Statechart designs produce simpler and more maintainable code, with reduced risk of having "stuck" states that can't be exited resulting from unforeseen combinations of booleans.

When you have n booleans, you have 2^n combinations - what proportion of these have you detected and tested?

Symbols and Terminology

  • States are represented by ovals, with the name of state inside.
  • Transitions between states are shown by arcs which are labelled by the event name.
  • There is always an initialisation arc for the first state out of reset.
  • Each arc is unidirectional.
  • States have unique names within that state machine. We use an enum to list those states.
  • The system stays in the current state unless an event which is shown on an arc occurs, in which case it transitions to the next state.
  • The state machine is evaluated for transitions on a fixed and frequent basis (don't use the run interval to implement delays).
  • There is an implicit transition into reset from any state due to external conditions, but all other transitions are explicit on the diagram.

Code Rules

  • Since the current state has to be available to the FSM module and the application layer, it is effectively global but we need to prevent inadvertent changes to it which would invalidate all the guarantees that we get by using this formalism. So the only place that the current state is allowed to be changed is in the FSM run() function and that is where it is determined if we are entering a new state, staying in the same state occupy or exiting the current state, and the appropriate handler is called.
  • Reading the current state must always be done using the _current_state_get() function, not directly accessing the variable.
  • The FSM ensures that the state can only change once per run.
  • This implementation can only handle 1 event in it's input queue, so each loop iteration must only generate one event before the next run() is called.
  • No blocking delays are allowed. Each loop iteration must execute quickly to keep worst case execution time small and reduce jitter. Large workloads must be split up so that in each iteration only a short subset is executed, using a static variable to keep track. Delays have to implemented using the difference between the last timer count and the current one for some interval timer which can wrap at most once for the longest delay.

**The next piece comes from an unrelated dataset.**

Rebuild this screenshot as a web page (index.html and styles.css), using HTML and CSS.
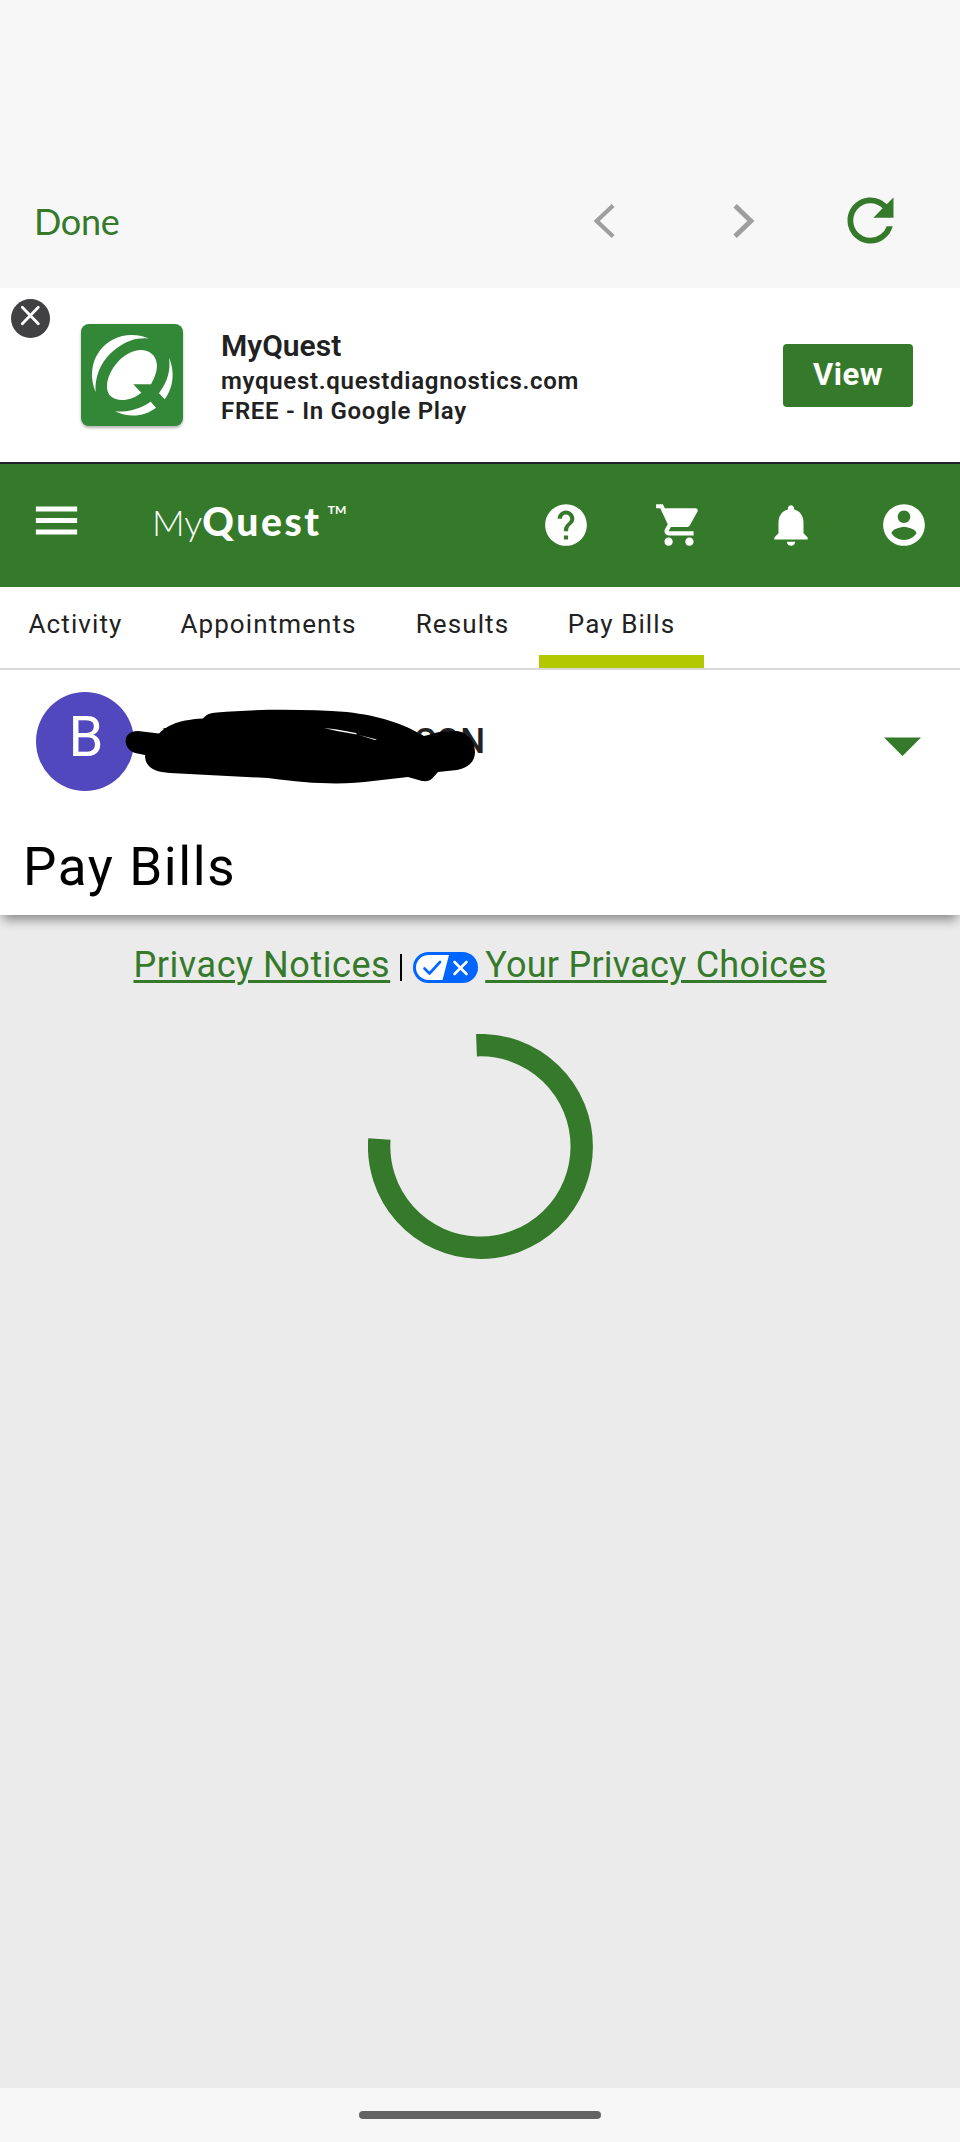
FILE: index.html
```html
<!DOCTYPE html>
<html lang="en">
<head>
    <meta charset="UTF-8">
    <meta name="viewport" content="width=device-width, initial-scale=1.0">
    <title>MyQuest - Pay Bills</title>
    <link rel="stylesheet" href="styles.css">
</head>
<body>
    <!-- Browser toolbar -->
    <div class="toolbar">
        <a class="done" href="#">Done</a>
        <svg class="tool-icon back" viewBox="0 0 24 24"><path d="M14.870 6.530L9.060 12l5.810 5.470"/></svg>
        <svg class="tool-icon forward" viewBox="0 0 24 24"><path d="M9.200 6.620L14.760 12L9.200 17.380"/></svg>
        <svg class="refresh" viewBox="0 0 24 24"><path d="M17.65 6.35A7.958 7.958 0 0 0 12 4c-4.42 0-7.99 3.58-7.99 8s3.57 8 7.99 8c3.73 0 6.84-2.55 7.73-6h-2.08A5.99 5.99 0 0 1 12 18c-3.31 0-6-2.69-6-6s2.69-6 6-6c1.66 0 3.14.69 4.22 1.78L13 11h7V4l-2.35 2.35z"/></svg>
    </div>

    <!-- App banner -->
    <div class="banner">
        <button class="banner-close" aria-label="Close">
            <svg viewBox="0 0 39 39"><path d="M11.3 8.3l16 16.4M27.3 8.3l-16 16.4"/></svg>
        </button>
        <svg class="app-icon" viewBox="0 0 102 102">
            <path d="M68 14.5C60 11 45 8.500 32 15.500C11 27 7 50 14.700 68C13.500 50 22 34 36 24C46 16.500 56 13.500 68 14.500z"/>
            <path d="M52.300 60.300H70C74 53 76.500 46 75.800 40C75 31 68 26 60 26C43 26 26 46 26 63C26 71 32 76 41 76C48 76 54 73.500 60.300 68.700z"/>
            <path d="M88 33.700C93 45 94 61 83.700 75.300L78 69.300C86 58 90 47 88 33.700z"/>
            <path d="M33.700 87.300C46 88.500 59 85 69.700 77.700L75 83.700C64 92.500 48 94 33.700 87.300z"/>
        </svg>
        <div class="banner-text">
            <div class="banner-title">MyQuest</div>
            <div class="banner-url">myquest.questdiagnostics.com</div>
            <div class="banner-price">FREE - In Google Play</div>
        </div>
        <a class="view-btn" href="#">View</a>
    </div>

    <!-- Site header -->
    <header class="header">
        <svg class="menu-icon" viewBox="0 0 24 24"><path d="M3 18.100h18v-2.200H3v2.200zm0-5h18v-2.200H3v2.200zm0-7.200v2.200h18V5.900H3z"/></svg>
        <div class="logo"><span class="logo-my">My</span><span class="logo-quest">Quest</span><span class="logo-tm">TM</span></div>
        <div class="header-icons">
            <svg viewBox="0 0 24 24"><path d="M12 2C6.480 2 2 6.480 2 12s4.480 10 10 10 10-4.480 10-10S17.520 2 12 2zm1 17h-2v-2h2v2zm2.070-7.750l-.9.920C13.450 12.900 13 13.500 13 15h-2v-.5c0-1.100.450-2.100 1.170-2.830l1.240-1.260c.370-.360.590-.860.590-1.410 0-1.100-.9-2-2-2s-2 .9-2 2H8c0-2.210 1.790-4 4-4s4 1.790 4 4c0 .880-.360 1.680-.930 2.250z"/></svg>
            <svg viewBox="0 0 24 24"><path d="M7 18c-1.100 0-1.990.9-1.990 2S5.900 22 7 22s2-.9 2-2-.9-2-2-2zM1 2v2h2l3.600 7.590-1.350 2.450c-.160.280-.250.610-.250.960 0 1.100.9 2 2 2h12v-2H7.420c-.140 0-.250-.110-.250-.250l.030-.120.9-1.630h7.450c.750 0 1.410-.410 1.750-1.030l3.580-6.490c.080-.140.120-.310.120-.480 0-.550-.450-1-1-1H5.210l-.940-2H1zm16 16c-1.100 0-1.990.9-1.990 2s.890 2 1.990 2 2-.9 2-2-.9-2-2-2z"/></svg>
            <svg viewBox="0 0 24 24"><path d="M12 22c1.100 0 2-.9 2-2h-4c0 1.100.9 2 2 2zm6-6v-5.200c0-3.100-1.600-5.600-4.500-6.300v-.5c0-.830-.670-1.500-1.500-1.500s-1.500.670-1.500 1.500v.5C7.640 5.200 6 7.700 6 10.800V16l-2 2v1h16v-1l-2-2z"/></svg>
            <svg viewBox="0 0 24 24"><path d="M12 2C6.480 2 2 6.480 2 12s4.480 10 10 10 10-4.480 10-10S17.520 2 12 2zm0 3c1.660 0 3 1.340 3 3s-1.340 3-3 3-3-1.340-3-3 1.340-3 3-3zm0 14.200c-2.500 0-4.710-1.280-6-3.220.030-1.990 4-3.080 6-3.080 1.990 0 5.970 1.090 6 3.080-1.290 1.940-3.500 3.220-6 3.220z"/></svg>
        </div>
    </header>

    <nav class="tabs">
        <a class="tab" href="#">Activity</a>
        <a class="tab" href="#">Appointments</a>
        <a class="tab" href="#">Results</a>
        <a class="tab active" href="#">Pay Bills</a>
    </nav>

    <!-- Patient selector and page title -->
    <section class="patient-card">
        <div class="patient">
            <div class="avatar">B</div>
            <div class="patient-name">
                <span>B</span><span>SON</span>
                <svg class="scribble" viewBox="0 0 356 80">
                    <path d="M13 23L34 25.500C41 19 50 12 78 10.500C82 6 85 5 92 4.500C130 1 180 1 222 4C255 8 277 15 299 28C308 26 312 23 328 23C342 22 350 33 350 44C350 54 343 60 332 62L313 64C307 70 307 74 297 73L283 69L248 73C220 77 185 76 143 70L45 65C30 64 20 60 20 47L10 45C-3 40 -3 23 13 23z"/>
                    <path class="gap" d="M199 20L212 21.500L231 25L232 26.500L212 23zM234 27L252 31.500L250 32z"/>
                </svg>
            </div>
            <svg class="caret" viewBox="0 0 37 19"><path d="M0 .500h37L18.500 19z"/></svg>
        </div>
        <h1>Pay Bills</h1>
    </section>

    <main class="content">
        <div class="privacy">
            <a class="notices" href="#">Privacy Notices</a>
            <span class="divider"></span>
            <svg class="choices-icon" viewBox="0 0 65 31">
                <rect class="pill" width="65" height="31" rx="15.500"/>
                <path class="pill-left" d="M15.500 3H36L29.500 28H15.500a12.500 12.500 0 0 1 0-25z"/>
                <path class="check" d="M11.500 16.500l5 5L27 10"/>
                <path class="cross" d="M41.500 10l12 12M53.500 10l-12 12"/>
            </svg>
            <a class="choices" href="#">Your Privacy Choices</a>
        </div>
        <svg class="spinner" viewBox="0 0 225 225">
            <path d="M108.500 11.200A101.300 101.300 0 1 1 11.400 105"/>
        </svg>
    </main>

    <div class="home-bar"><span></span></div>
</body>
</html>
```
FILE: styles.css
```css
:root {
    --green: #357a2a;
    --bar-background: #f7f7f7;
    --page-background: #ebebeb;
    --text-color: #212121;
}

* {
    box-sizing: border-box;
}

body {
    margin: 0;
    min-height: 2142px;
    display: flex;
    flex-direction: column;
    font-family: Roboto, "Liberation Sans", sans-serif;
    color: var(--text-color);
    background-color: var(--page-background);
}

a {
    color: inherit;
    text-decoration: none;
}

svg {
    display: block;
    flex-shrink: 0;
}

/* Browser toolbar */
.toolbar {
    display: flex;
    align-items: center;
    height: 288px;
    padding: 153px 55px 0 34px;
    background-color: var(--bar-background);
}

.done {
    margin-right: auto;
    font-family: Lato, sans-serif;
    font-size: 36px;
    letter-spacing: -0.3px;
    color: var(--green);
}

.tool-icon {
    width: 68px;
    height: 68px;
    fill: none;
    stroke: #9e9e9e;
    stroke-width: 1.5;
}

.forward {
    margin-left: 70px;
    stroke-width: 1.75;
}

.refresh {
    width: 69px;
    height: 69px;
    margin-left: 59px;
    fill: var(--green);
}

/* App banner */
.banner {
    display: flex;
    align-items: flex-start;
    height: 174px;
    padding: 11px 47px 0 11px;
    background-color: #fff;
}

.banner-close {
    width: 39px;
    height: 39px;
    padding: 0;
    border: none;
    border-radius: 50%;
    background-color: #414143;
}

.banner-close path {
    fill: none;
    stroke: #fff;
    stroke-width: 2.8;
    stroke-linecap: round;
}

.app-icon {
    width: 102px;
    height: 102px;
    margin: 25px 39px 0 31px;
    border-radius: 8px;
    background-color: #338838;
    box-shadow: 0 2px 3px rgba(0, 0, 0, 0.3);
    fill: #fff;
}

.banner-text {
    margin: 26px auto 0 -1px;
    font-size: 24px;
    font-weight: 600;
    line-height: 30px;
    letter-spacing: 0.7px;
}

.banner-title {
    font-size: 30px;
    line-height: 41px;
    letter-spacing: 0;
}

.view-btn {
    width: 130px;
    height: 63px;
    margin-top: 45px;
    border-radius: 4px;
    background-color: var(--green);
    color: #fff;
    font-size: 31px;
    font-weight: 700;
    line-height: 61px;
    letter-spacing: 0.5px;
    text-align: center;
}

/* Site header */
.header {
    display: flex;
    align-items: center;
    height: 125px;
    padding: 0 31px 0 29px;
    border-top: 2px solid #1f2029;
    background-color: var(--green);
    color: #fff;
    fill: #fff;
}

.menu-icon {
    width: 55px;
    height: 55px;
    margin-bottom: 11px;
}

.logo {
    display: flex;
    align-items: baseline;
    margin: 0 auto 8px 68px;
    font-family: Lato, sans-serif;
    font-size: 36px;
    line-height: 44px;
}

.logo-my {
    font-weight: 300;
}

.logo-quest {
    font-size: 39px;
    font-weight: 900;
    letter-spacing: 2.6px;
}

.logo-tm {
    align-self: flex-start;
    margin-left: 6px;
    font-size: 12px;
    font-weight: 700;
    line-height: 22px;
}

.header-icons {
    display: flex;
    gap: 62.6px;
    margin-bottom: 1px;
}

.header-icons svg {
    width: 50px;
    height: 50px;
}

/* Tabs */
.tabs {
    display: grid;
    grid-template-columns: 151px 235px 153px 165px;
    height: 83px;
    border-bottom: 2px solid #d9d9d9;
    background-color: #fff;
}

.tab {
    padding-top: 6px;
    border-bottom: 13px solid transparent;
    font-size: 26px;
    line-height: 62px;
    letter-spacing: 1.1px;
    text-align: center;
}

.tab.active {
    border-bottom-color: #b4c800;
}

/* Patient selector and page title */
.patient-card {
    height: 245px;
    padding-top: 22px;
    background-color: #fff;
    box-shadow: 0 8px 10px -3px rgba(0, 0, 0, 0.4);
}

.patient {
    display: flex;
    align-items: center;
    height: 99px;
    padding: 0 39px 0 36px;
}

.avatar {
    width: 98px;
    height: 99px;
    border-radius: 50%;
    background-color: #5248bd;
    color: #fff;
    font-size: 56px;
    line-height: 90px;
    text-align: center;
    padding-left: 2px;
}

.patient-name {
    position: relative;
    display: flex;
    justify-content: space-between;
    width: 324px;
    margin: 0 auto 0 27px;
    font-size: 35px;
    font-weight: 500;
    line-height: 44px;
}

/* Marker stroke covering the name */
.scribble {
    position: absolute;
    top: -12px;
    left: -36px;
    width: 356px;
    height: 80px;
}

.scribble .gap {
    fill: #fff;
}

.caret {
    width: 37px;
    height: 19px;
    margin-top: 10px;
    fill: var(--green);
}

h1 {
    margin: 46px 0 0 23px;
    color: #000;
    font-size: 53px;
    font-weight: 400;
    line-height: 60px;
    letter-spacing: 1.6px;
}

/* Content */
.content {
    display: flex;
    flex: 1;
    flex-direction: column;
    align-items: center;
    padding-top: 28px;
}

.privacy {
    display: flex;
    align-items: center;
    height: 44px;
    color: var(--green);
    font-size: 36px;
    line-height: 44px;
}

.privacy a {
    text-decoration: underline;
    text-decoration-thickness: 3px;
    text-underline-offset: 3px;
}

.notices {
    letter-spacing: 0.55px;
}

.choices {
    margin-left: 7px;
    letter-spacing: 0.25px;
}

.divider {
    width: 2px;
    height: 27px;
    margin: 5px 11px 0 10px;
    background-color: #000;
}

.choices-icon {
    width: 65px;
    height: 31px;
    margin-top: 5px;
}

.pill {
    fill: #0066ff;
}

.pill-left {
    fill: #fff;
}

.check,
.cross {
    fill: none;
    stroke: #0066ff;
    stroke-width: 2.6;
    stroke-linecap: round;
    stroke-linejoin: round;
}

.cross {
    stroke: #fff;
}

.spinner {
    width: 225px;
    height: 225px;
    margin-top: 47px;
}

.spinner path {
    fill: none;
    stroke: var(--green);
    stroke-width: 22.4;
}

/* Home indicator */
.home-bar {
    height: 54px;
    padding-top: 23px;
    background-color: var(--bar-background);
}

.home-bar span {
    display: block;
    width: 242px;
    height: 8px;
    margin: 0 auto;
    border-radius: 4px;
    background-color: #636363;
}
```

Countdown Timer as an Example

My working method to go from idea to implementation of a finite state machine starts with sketching out the diagram. Start by labelling the discrete states that the system may be in, and add the allowed transitions. Each transition is caused by an event, which is labelled.

Sketching the FSM

The first version is best sketched using pencil and paper, without worrying about being neat. Don't let the tools get in the way of your thinking about the problem at hand. People who like to do all their work on the computer like software engineers often want to do this step in Powerpoint or Visio (I recommended RFFlow instead, lightweight and fast). But paper is best for this stage - use as many sheets as you need for revisions, never lose anything in rework, or by accidentally moving a shape.

Once you've got a design worked out on paper, instead of computerising it using a drawing tool, we can get the computer to draw it for us just by listing the states and the transitions. There's another huge advantage to doing it this way which we will see in later. DOT Language covers the specification of state machines, and we just have to know a few elements of the syntax as illustrated below.

  • The first line specifies digraph graph type and sets the namespace of the FSM, used for naming of the files and functions
  • Always start with an uninit state which is set to invisible.
  • List the state names, each has a non-optional comment which can contain entry, occupy and/or exit depending on which handlers you want to generate. State names are case insensitive.
  • List of state transitions using the previously defined state names. Each transition is labelled with an event which produces an event enum.
  • Double forward slash for rest of line is comment
digraph user_states    // Namespace of the FSM
{
    // List of states with handlers for (entry, occupy, exit)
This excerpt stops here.